A “territorial” tax system – in which overseas profits of U.S. corporations would be lightly taxed in the U.S. or not taxed at all – is likely to be the top tax reform proposal advocated by Apple CEO Tim Cook when he testifies before the Senate on Tuesday.
Apple – like hundreds of other high-tech and pharmaceutical companies that enjoy enormous profits from royalties or licensing agreements – is able to attribute these profits to offshore subsidiaries located in low-tax havens like Bermuda or the Cayman Islands even when sales revenue and profits are earned primarily in the U.S.
Under current law, these companies continue to owe taxes to the U.S. Treasury on these overseas earnings, as technically, the taxes have only been deferred. But the taxes don’t come due until the profits are repatriated – that is, brought back to the U.S. parent company. A territorial tax system would let these companies repatriate profits without paying the U.S. taxes they owe.
The argument in favor of allowing companies to repatriate offshore profits while paying no tax or a small tax in the U.S. is that corporations will put these funds to work here at home. The promised payoff is increased investment, increased employment and increased economic growth. There is good reason to be skeptical of this promise.
The U.S. tried just such a tax break in 2004, declaring a temporary tax holiday for offshore profits. According to a report by the non-partisan Congressional Research Service, approximately one-third of offshore profits were repatriated in the following year. Academic studies, however, found no evidence that companies used the repatriated profits to increase investment or employment and no evidence that they increased economic activity.
Instead, they freed up other funds that these companies used for stock buybacks and to pay dividends to corporate shareholders. Indeed, many of the companies that benefited from the tax holiday on offshore profits actually reduced employment in the U.S.
It is also a myth that these profits are languishing in offshore in low-tax jurisdictions. According to the Wall Street Journal, a lot of this cash is actually held in U.S. banks or invested in U.S. government and corporate securities. As long as these profits don’t come back to the parent company, they are not taxed in the U.S. But this cash is already at work in the U.S. economy – which undermines the argument that a territorial tax system would bring huge hoards of cash back for investment. The only thing companies can’t do with these funds is reward shareholders.

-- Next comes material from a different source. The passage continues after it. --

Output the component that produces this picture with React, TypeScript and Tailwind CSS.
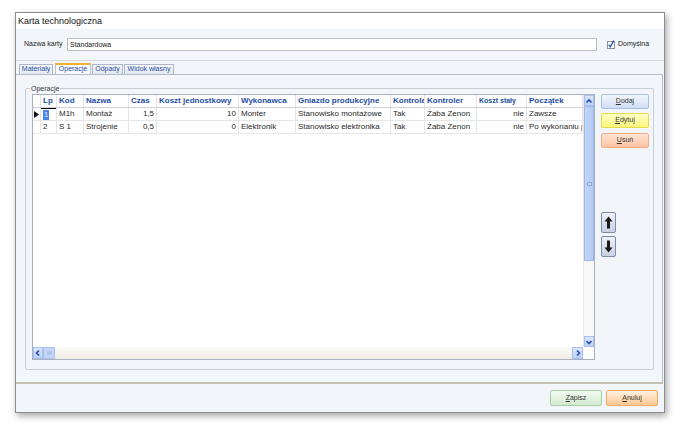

U.S. companies are supposed to account for offshore profits by setting aside funds to cover future tax liabilities when these profits are repatriated. Few companies actually do this. Most simply declare that the funds have been permanently invested overseas, which frees them from this obligation. Google, Oracle, Microsoft and numerous other companies have taken this route. As a result, these highly profitable companies owe very little in corporate income taxes.
Apple, which currently has $102.3 billion in offshore profits, has not taken advantage of this provision. Its accounts show that it has set aside billions of dollars to cover future tax liabilities on offshore profits. According to the Financial Times, Apple set aside $5.8 billion last year, 70 percent of its reported tax liability, for this purpose. This boosted Apple’s apparent corporate tax rate to 25.2 percent – far above Google, Microsoft and others – and spared the company the public outrage directed at highly profitable companies that pay little or no corporate income taxes. However, the $5.8 billion is an accounting entry that had no effect on the actual taxes Apple paid.
A territorial tax system would further increase incentives to locate jobs in low-tax countries, as profits earned in these countries could more easily flow back to U.S. shareholders. A better solution is to eliminate deferral of taxes on profits stashed offshore and, instead, to allocate taxes on profits based on its activity in various jurisdictions.
About half of U.S. states that have a corporate income tax use such a method for U.S. companies that operate in multiple states. Earlier this year, California adopted a sales-based corporate tax system that taxes companies that sell products or services in California, no matter where in the world they are located, based on the proportion of their total sales revenue generated in the state. This could serve as an example for tax reform that is both simple and fair.
Eileen Appelbaum is a senior economist at the Center for Economic and Policy Research.